Commodified art readily follows the formula of neatly packaged emotional grenades, as if affect can be contained by stable forms: a melodrama for those who want to weep, a comedy for those who want to laugh, a porno for those who want to get off. The artist of surrender surrenders any presumption of a borderline around each affect, instead favoring the more stimulating, more complex convolutions and interjections of affective shifts. Just as a person does not encapsulate a fixed and transcendent position over time, the work of art cannot be deformed into the capsule of a fixed genre, for art has been sterilized by its predictability. In juxtapositions we may engage with the work on polyvalent levels, interrogating its varying dispositions and the new totality produced by their juxtapositions. Hence, we surrender to the path of turbulent passion.

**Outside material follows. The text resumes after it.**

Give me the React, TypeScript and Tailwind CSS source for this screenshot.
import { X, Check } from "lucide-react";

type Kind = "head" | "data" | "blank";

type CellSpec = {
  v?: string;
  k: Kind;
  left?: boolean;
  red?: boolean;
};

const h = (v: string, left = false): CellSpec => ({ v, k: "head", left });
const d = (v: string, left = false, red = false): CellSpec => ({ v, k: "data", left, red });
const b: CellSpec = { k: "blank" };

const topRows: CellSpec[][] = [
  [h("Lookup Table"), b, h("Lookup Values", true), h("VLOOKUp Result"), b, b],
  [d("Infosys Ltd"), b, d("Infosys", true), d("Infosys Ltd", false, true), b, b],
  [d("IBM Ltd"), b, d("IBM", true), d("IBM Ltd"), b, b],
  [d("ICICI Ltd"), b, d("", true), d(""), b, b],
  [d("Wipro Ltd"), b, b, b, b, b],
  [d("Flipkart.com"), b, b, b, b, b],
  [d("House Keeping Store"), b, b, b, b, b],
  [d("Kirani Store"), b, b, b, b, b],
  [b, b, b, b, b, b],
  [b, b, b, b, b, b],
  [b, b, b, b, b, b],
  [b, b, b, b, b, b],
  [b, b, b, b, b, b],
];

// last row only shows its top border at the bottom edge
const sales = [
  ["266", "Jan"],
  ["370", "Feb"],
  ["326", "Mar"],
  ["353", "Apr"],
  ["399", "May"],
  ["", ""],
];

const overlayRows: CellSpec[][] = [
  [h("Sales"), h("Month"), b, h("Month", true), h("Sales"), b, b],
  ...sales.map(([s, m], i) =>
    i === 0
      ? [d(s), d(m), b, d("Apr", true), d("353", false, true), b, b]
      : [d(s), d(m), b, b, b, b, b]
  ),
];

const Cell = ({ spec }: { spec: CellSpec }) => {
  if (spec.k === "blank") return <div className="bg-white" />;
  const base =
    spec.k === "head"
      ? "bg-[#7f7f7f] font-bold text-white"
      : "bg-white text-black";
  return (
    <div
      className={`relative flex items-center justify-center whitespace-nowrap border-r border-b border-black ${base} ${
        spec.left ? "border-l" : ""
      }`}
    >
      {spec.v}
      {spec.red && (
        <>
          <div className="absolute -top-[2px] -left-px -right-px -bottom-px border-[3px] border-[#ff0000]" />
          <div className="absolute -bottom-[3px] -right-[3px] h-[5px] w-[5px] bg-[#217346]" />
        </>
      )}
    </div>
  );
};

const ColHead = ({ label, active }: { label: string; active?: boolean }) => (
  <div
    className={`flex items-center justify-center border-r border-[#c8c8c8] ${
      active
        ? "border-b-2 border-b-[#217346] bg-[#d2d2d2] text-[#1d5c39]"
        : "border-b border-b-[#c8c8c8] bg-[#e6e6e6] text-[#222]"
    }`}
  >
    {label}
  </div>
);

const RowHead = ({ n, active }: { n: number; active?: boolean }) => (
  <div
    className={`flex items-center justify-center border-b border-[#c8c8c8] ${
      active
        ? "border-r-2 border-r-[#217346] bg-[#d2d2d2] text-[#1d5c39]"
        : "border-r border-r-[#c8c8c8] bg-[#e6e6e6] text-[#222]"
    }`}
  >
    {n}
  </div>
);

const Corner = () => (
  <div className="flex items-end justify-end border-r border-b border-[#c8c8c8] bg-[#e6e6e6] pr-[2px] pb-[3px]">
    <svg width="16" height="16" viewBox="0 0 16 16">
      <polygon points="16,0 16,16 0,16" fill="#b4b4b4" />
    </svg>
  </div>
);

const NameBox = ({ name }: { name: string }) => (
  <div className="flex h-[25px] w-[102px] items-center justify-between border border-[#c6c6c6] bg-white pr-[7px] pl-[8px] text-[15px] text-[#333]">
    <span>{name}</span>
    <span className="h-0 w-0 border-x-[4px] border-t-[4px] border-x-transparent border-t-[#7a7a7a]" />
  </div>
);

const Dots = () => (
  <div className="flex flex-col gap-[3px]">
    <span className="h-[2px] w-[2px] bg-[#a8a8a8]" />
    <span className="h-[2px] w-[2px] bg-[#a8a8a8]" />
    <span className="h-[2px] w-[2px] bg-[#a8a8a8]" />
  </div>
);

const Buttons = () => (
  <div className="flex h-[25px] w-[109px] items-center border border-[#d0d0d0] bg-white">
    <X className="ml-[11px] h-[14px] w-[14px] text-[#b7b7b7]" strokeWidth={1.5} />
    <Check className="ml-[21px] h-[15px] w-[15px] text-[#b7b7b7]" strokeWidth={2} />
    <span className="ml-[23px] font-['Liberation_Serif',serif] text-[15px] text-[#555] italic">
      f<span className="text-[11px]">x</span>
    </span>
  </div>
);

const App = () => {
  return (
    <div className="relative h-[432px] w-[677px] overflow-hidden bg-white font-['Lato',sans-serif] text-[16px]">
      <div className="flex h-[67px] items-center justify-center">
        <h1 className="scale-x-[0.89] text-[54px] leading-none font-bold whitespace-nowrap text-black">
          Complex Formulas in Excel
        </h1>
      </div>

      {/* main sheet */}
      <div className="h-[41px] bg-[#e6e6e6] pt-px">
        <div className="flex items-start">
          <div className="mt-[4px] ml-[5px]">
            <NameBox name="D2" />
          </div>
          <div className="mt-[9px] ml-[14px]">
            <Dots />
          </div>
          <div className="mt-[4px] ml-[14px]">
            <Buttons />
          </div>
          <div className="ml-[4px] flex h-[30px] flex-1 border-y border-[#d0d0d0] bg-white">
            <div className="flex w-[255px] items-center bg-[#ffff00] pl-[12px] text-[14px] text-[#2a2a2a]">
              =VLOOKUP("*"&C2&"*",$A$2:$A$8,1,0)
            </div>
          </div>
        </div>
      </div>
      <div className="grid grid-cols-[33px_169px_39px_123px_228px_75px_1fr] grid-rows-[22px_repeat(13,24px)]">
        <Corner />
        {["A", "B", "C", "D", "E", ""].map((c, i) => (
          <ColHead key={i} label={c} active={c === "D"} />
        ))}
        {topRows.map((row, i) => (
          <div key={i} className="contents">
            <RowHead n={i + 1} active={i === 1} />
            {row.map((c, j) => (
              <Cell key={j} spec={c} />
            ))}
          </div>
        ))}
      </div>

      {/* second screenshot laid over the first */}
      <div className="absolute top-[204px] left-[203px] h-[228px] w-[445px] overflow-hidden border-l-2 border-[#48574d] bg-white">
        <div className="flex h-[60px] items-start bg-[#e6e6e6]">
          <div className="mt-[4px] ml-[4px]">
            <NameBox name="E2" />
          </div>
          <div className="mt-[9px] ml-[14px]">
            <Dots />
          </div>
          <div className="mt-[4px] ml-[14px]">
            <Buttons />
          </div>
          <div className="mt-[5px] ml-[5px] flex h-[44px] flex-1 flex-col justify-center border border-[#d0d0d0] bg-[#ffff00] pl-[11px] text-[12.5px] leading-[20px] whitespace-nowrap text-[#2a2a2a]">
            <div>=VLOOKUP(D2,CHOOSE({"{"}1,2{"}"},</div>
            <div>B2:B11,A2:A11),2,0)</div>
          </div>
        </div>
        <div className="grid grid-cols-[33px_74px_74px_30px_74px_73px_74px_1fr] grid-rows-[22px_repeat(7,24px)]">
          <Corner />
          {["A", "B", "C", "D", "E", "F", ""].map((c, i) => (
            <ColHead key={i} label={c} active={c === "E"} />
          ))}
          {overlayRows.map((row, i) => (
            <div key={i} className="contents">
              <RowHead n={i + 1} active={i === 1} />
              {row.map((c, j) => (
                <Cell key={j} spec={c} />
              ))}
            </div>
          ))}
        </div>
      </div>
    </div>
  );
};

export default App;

Dream and reality are not so strictly delineated, and the Angel of Surrender does not exist outside of real time, but is constantly emerging from within it. The work of art is a dream of reality and the reality of a dream. Defamiliarization (in the Brechtian sense) will make an audience aware that the dream of the work is not totally separate from the reality encompassing it, but this is not to say that sincerity and affective identification should be abandoned, since these serve as valuable tools for deindividuation, allowing for the individual to recognize that conscious experience exists in multiplicity and that our view of the other is not altogether so different from viewing ourselves. One who bears witness to this art should become detached from the linearity of their individual life and blossom into a branching plethora of conscious experience.

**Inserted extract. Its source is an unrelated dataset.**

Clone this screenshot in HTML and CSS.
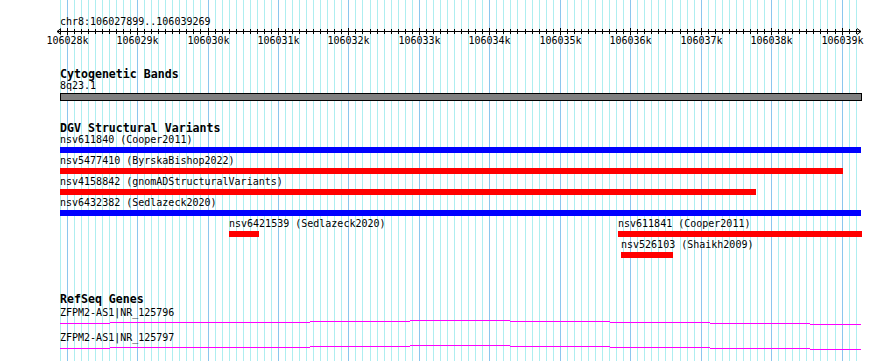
FILE: index.html
```html
<!DOCTYPE html>
<html lang="en">
<head>
  <meta charset="UTF-8" />
  <title>chr8:106027899..106039269</title>
  <link rel="stylesheet" href="styles.css">
</head>
<body>

<div id="browser">
  <!-- grid behind all tracks, drawn by script.js -->
  <svg id="grid" width="890" height="361"></svg>

  <div class="ruler">
    <div class="chrLabel">chr8:106027899..106039269</div>
    <svg id="rulerSvg" width="890" height="20">
      <path class="axis" d="M57 3.5 H861 M57 3.5 L61 0.5 M57 3.5 L61 6.5 M861 3.5 L857 0.5 M861 3.5 L857 6.5" />
    </svg>
  </div>

  <div class="track cyto">
    <h2 class="trackTitle">Cytogenetic Bands</h2>
    <div class="row">
      <div class="feature" style="left:0;width:802px">
        <div class="featureLabel">8q23.1</div>
        <div class="band"></div>
      </div>
    </div>
  </div>

  <div class="track dgv">
    <h2 class="trackTitle">DGV Structural Variants</h2>
    <div class="row">
      <div class="feature" style="left:0;width:801px">
        <div class="featureLabel">nsv611840 (Cooper2011)</div>
        <div class="bar blue"></div>
      </div>
    </div>
    <div class="row">
      <div class="feature" style="left:0;width:783px">
        <div class="featureLabel">nsv5477410 (ByrskaBishop2022)</div>
        <div class="bar red"></div>
      </div>
    </div>
    <div class="row">
      <div class="feature" style="left:0;width:696px">
        <div class="featureLabel">nsv4158842 (gnomADStructuralVariants)</div>
        <div class="bar red"></div>
      </div>
    </div>
    <div class="row">
      <div class="feature" style="left:0;width:801px">
        <div class="featureLabel">nsv6432382 (Sedlazeck2020)</div>
        <div class="bar blue"></div>
      </div>
    </div>
    <div class="row">
      <div class="feature" style="left:169px;width:30px">
        <div class="featureLabel">nsv6421539 (Sedlazeck2020)</div>
        <div class="bar red"></div>
      </div>
      <div class="feature" style="left:558px;width:244px">
        <div class="featureLabel">nsv611841 (Cooper2011)</div>
        <div class="bar red"></div>
      </div>
    </div>
    <div class="row">
      <div class="feature" style="left:561px;width:52px">
        <div class="featureLabel">nsv526103 (Shaikh2009)</div>
        <div class="bar red"></div>
      </div>
    </div>
  </div>

  <div class="track refseq">
    <h2 class="trackTitle">RefSeq Genes</h2>
    <div class="geneRow">
      <div class="featureLabel">ZFPM2-AS1|NR_125796</div>
      <svg class="gene" width="802" height="13">
        <path d="M0 4.5 H50 M50 3.5 H150 M150 3.5 H250 M250 2.5 H350 M350 1.5 H450 M450 2.5 H550 M550 3.5 H650 M650 4.5 H750 M750 5.5 H801" />
      </svg>
    </div>
    <div class="geneRow">
      <div class="featureLabel">ZFPM2-AS1|NR_125797</div>
      <svg class="gene" width="802" height="13">
        <path d="M0 4.5 H50 M50 3.5 H150 M150 3.5 H250 M250 2.5 H350 M350 1.5 H450 M450 2.5 H550 M550 3.5 H650 M650 4.5 H750 M750 5.5 H801" />
      </svg>
    </div>
  </div>
</div>

<script src="script.js"></script>
</body>
</html>
```

FILE: styles.css
```css
body {
  margin: 0;
  background-color: #fff;
  font-family: "DejaVu Sans Mono", "Liberation Mono", monospace;
  font-size: 10px;
  color: #000;
  overflow: hidden;
}
#browser {
  position: relative;
  width: 890px;
  height: 361px;
}
#grid {
  position: absolute;
  top: 0;
  left: 0;
  z-index: 0;
}
.ruler, .track {
  position: relative;
  z-index: 1;
}
.chrLabel {
  padding: 16px 0 0 60px;
  line-height: 12px;
}
#rulerSvg { display: block; }
.axis {
  stroke: #000;
  stroke-width: 1;
  fill: none;
}
.tick { stroke: #000; stroke-width: 1; }
.tickLabel {
  font-family: "DejaVu Sans Mono", monospace;
  font-size: 10px;
  fill: #000;
}
.track { padding-left: 60px; }
.cyto { margin-top: 21px; }
.dgv { margin-top: 22px; }
.refseq { margin-top: 34px; }
.trackTitle {
  margin: 0;
  font-size: 11.6px;
  font-weight: bold;
  line-height: 11px;
}
.refseq .trackTitle { margin-bottom: 2px; }
.row {
  position: relative;
  width: 802px;
  height: 21px;
}
.feature {
  position: absolute;
  top: 0;
}
.featureLabel {
  line-height: 12px;
  white-space: nowrap;
}
.bar {
  height: 6px;
  margin-top: 1px;
}
.bar.blue { background-color: #00f; }
.bar.red { background-color: #f00; }
.band {
  height: 8px;
  margin-top: 1px;
  box-sizing: border-box;
  border: 1px solid #000;
  background-color: #808080;
}
.geneRow { height: 25px; }
.gene { display: block; }
.gene path {
  stroke: #f0f;
  stroke-width: 1;
  fill: none;
}
```

FILE: script.js
```javascript
const start = 106027899;
const end = 106039269;
const x0 = 60;
const pxPerBp = 801 / (end - start);
const ns = 'http://www.w3.org/2000/svg';
const grid = document.getElementById('grid');
const ruler = document.getElementById('rulerSvg');

function line(parent, x1, y1, x2, y2, attrs) {
  const l = document.createElementNS(ns, 'line');
  l.setAttribute('x1', x1);
  l.setAttribute('y1', y1);
  l.setAttribute('x2', x2);
  l.setAttribute('y2', y2);
  for (const k in attrs) l.setAttribute(k, attrs[k]);
  parent.appendChild(l);
}

for (let bp = 106027900; bp < end; bp += 100) {
  const x = Math.floor(x0 + (bp - start) * pxPerBp) + 0.5;
  const major = bp % 1000 === 0;

  line(grid, x, 0, x, 361, { stroke: major ? '#8cc6ee' : '#aeeef0', 'stroke-width': 1 });

  if (major) {
    line(ruler, x, 0, x, 7, { class: 'tick' });
    const t = document.createElementNS(ns, 'text');
    t.setAttribute('x', x);
    t.setAttribute('y', 16);
    t.setAttribute('text-anchor', 'middle');
    t.setAttribute('class', 'tickLabel');
    t.textContent = (bp / 1000) + 'k';
    ruler.appendChild(t);
  } else {
    line(ruler, x, 1, x, 6, { class: 'tick' });
  }
}
```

Time (that is, metrical time (fascist time)) has been hijacked by the capital engine and reimposed as the standard for punching the clock. This is how a factory works, my grandmother tells me. Your whole life becomes reduced to these calculations: start shift, end shift, lunch break, alarm clock. She recalls this like an astral projection from her past, shedding tears for the lucid dream that one can never quite awaken from.

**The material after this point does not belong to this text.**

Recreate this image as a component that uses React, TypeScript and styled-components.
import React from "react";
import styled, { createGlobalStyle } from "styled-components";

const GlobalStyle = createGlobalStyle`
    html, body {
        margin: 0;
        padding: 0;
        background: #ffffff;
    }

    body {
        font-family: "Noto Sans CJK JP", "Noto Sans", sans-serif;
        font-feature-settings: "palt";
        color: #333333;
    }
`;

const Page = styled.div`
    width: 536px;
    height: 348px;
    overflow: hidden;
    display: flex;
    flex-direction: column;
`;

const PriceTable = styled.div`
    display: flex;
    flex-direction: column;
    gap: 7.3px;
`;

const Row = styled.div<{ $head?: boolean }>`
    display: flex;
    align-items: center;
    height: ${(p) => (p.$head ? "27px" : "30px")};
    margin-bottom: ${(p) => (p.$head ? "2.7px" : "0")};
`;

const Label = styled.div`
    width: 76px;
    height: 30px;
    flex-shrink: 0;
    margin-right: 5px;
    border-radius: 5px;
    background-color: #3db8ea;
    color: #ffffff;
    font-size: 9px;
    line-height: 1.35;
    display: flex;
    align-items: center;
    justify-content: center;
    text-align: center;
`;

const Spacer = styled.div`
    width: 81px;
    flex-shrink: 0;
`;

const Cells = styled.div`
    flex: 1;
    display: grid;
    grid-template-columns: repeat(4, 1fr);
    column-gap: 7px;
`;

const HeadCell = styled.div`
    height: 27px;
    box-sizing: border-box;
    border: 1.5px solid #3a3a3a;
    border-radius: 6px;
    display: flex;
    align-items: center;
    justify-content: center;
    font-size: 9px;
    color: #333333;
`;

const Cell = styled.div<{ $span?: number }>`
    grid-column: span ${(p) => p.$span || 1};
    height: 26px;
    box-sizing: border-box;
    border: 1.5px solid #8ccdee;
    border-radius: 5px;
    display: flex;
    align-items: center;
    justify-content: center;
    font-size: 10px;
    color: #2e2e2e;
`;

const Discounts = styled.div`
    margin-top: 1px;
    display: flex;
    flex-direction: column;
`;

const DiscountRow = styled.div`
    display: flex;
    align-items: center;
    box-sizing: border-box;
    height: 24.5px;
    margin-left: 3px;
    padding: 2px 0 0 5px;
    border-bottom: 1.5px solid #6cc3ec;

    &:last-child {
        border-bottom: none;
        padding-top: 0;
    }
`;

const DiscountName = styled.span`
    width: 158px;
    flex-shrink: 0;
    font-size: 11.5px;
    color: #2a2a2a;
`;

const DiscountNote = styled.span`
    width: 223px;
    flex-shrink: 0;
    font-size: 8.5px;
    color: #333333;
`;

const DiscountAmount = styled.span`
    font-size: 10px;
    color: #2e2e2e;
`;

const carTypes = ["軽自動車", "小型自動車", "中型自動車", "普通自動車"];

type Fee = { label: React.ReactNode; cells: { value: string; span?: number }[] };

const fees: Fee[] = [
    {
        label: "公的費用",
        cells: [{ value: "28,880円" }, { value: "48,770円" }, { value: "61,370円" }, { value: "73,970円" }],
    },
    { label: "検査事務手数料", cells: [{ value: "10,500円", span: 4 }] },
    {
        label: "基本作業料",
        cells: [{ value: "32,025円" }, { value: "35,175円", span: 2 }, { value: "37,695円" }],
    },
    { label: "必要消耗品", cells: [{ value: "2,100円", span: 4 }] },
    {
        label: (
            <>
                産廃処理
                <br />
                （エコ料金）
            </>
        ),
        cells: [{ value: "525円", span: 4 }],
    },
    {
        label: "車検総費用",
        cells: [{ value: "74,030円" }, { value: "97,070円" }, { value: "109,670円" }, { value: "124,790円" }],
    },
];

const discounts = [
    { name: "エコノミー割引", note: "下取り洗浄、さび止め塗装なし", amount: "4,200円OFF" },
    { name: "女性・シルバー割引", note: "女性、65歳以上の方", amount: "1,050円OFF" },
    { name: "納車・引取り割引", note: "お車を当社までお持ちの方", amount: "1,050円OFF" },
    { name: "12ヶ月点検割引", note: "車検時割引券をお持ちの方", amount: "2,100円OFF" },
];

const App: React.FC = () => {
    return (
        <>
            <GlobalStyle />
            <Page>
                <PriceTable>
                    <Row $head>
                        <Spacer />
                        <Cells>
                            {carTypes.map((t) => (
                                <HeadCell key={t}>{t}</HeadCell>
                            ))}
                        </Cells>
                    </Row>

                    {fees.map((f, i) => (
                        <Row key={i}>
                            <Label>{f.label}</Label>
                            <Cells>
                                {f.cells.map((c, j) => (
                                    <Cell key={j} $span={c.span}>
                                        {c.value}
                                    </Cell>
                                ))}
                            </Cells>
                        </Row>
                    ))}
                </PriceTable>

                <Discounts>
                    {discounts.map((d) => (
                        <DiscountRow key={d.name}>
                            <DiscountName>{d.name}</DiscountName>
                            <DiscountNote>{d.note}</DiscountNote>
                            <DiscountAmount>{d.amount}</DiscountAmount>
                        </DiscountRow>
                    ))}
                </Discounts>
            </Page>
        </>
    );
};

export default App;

Art does not follow the life-disavowing calculations of mechanical time, and so the exquisite artist must surrender themselves to the rapturous rhythms of messianic time (Benjamin). I feel it when I enter her basement, a tapestry of could-have-beens, a juncture of numerous states of intensity across different eras, thrust back into electrified living each time they are borne by a witness. And from each of these moments of intensity my grandmother is materialized in the image of a holy dreamer, she contains multitudes, a paint-splattered messiah, and she speaks:

We will turn time into a sex doll that is disposed of at our will. We will unravel the thread of history and recalibrate it into the body of a winding snake. We will de-stratify the linear narrative, the hierarchical model, the factory terrorism of the structured ordering of life, in favor of the unobstructed flow of messianic time, time gauged by deaths and lovers.

We will wax messianic, world-weary and world-hungry desiring. Our creations will serve as the testimonial of our blood.

There we may hold ourselves in warmth and see histories yet to be made in each other’s eyes.

The Angel of Surrender beckons us to leave our weapons and our wealth and risk all syntax for our humanity. 
Tear down the floodgates—that’s where we’ll find each other.


  1. Gindt, Dirk. “National Performances of Crying: Neoliberal Sentimentality and the Cultural Commodification of HIV and AIDS in Sweden.” Viral Dramaturgies: HIV and AIDS in Performance in the Twenty-First Century, edited by Alyson Campbell and Dirk Gindt, Palgrave Macmillan, 2019, pp. 235–253.

  2. Kastrenakes, Jacob. “Beeple Sold an NFT for $69 Million.” The Verge, The Verge, 11 Mar. 2021, www.theverge.com/2021/3/11/22325054/beeple-christies-nft-sale-cost-everydays-69-million.

  3. Benjamin, Walter. “The Work of Art in the Age of Mechanical Reproduction.” Walter Benjamin, 1935, www.marxists.org/reference/subject/philosophy/works/ge/benjamin.htm.